SPARQL might not be the right tool for everything.

Another example of a query timing out without lots of output is this simple count of scholarly articles (millions)

I think this one should be easy to do by first fetching all types with something like http://tinyurl.com/y9pnxg82 and then running counts for each of the types. Though there might be intersections...
Though I see that direct count is slow too. Not sure why, it should be much faster. I'll look into it.

OK, so this query is fast:

SELECT (COUNT(*) AS ?count)
WHERE {
?article wdt:P31 wd:Q13442814 .
}

and this is slow:

SELECT (COUNT(?aricle) AS ?count)
WHERE {
?article wdt:P31 wd:Q13442814 .
}

I think for @Ijon's case the former works as well. Also, this one:

SELECT (count(*) as ?cnt) WHERE {
  SERVICE gas:service {
     gas:program gas:gasClass "com.bigdata.rdf.graph.analytics.BFS" .
     gas:program gas:in wd:Q13442814 . # one or more times, specifies the initial frontier.
     gas:program gas:out ?type . # exactly once - will be bound to the visited vertices.
     gas:program gas:linkType wdt:P279 .
     gas:program gas:traversalDirection "Reverse" .
  }
  ?article wdt:P31 ?type .
}

works for me, though it takes very close to a minute so may work or fail depending on circumstance. Also this one seems to be of the same speed:

SELECT (COUNT(*) AS ?count)
WHERE {
?article wdt:P31/wdt:P279* wd:Q13442814 .
  hint:Prior hint:gearing "reverse" .
}
Ijon added a comment.Jun 25 2018, 11:41 PM

Thanks for the insight on the difference between those two versions. That is indeed usable, for this particular count.

But to the more general request?

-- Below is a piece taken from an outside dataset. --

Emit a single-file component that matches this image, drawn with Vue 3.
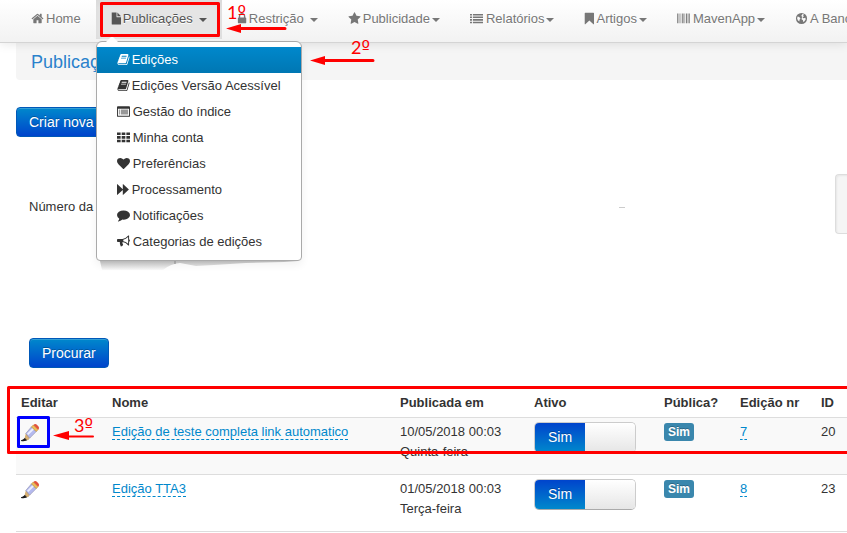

We do need some way to work around the timeout, sometimes, without abusing our personally knowing @Smalyshev.

@Ijon I appreciate the issue, but having unauthenticated endpoint with extended timeout kinda defeats the purpose of timeout, and adding authentication is not trivial, so it has to wait until I get to it. Unless somebody wants to contribute a patch :)

Any developers working on this task should notice T236500: large number of 504 errors from ulsfo.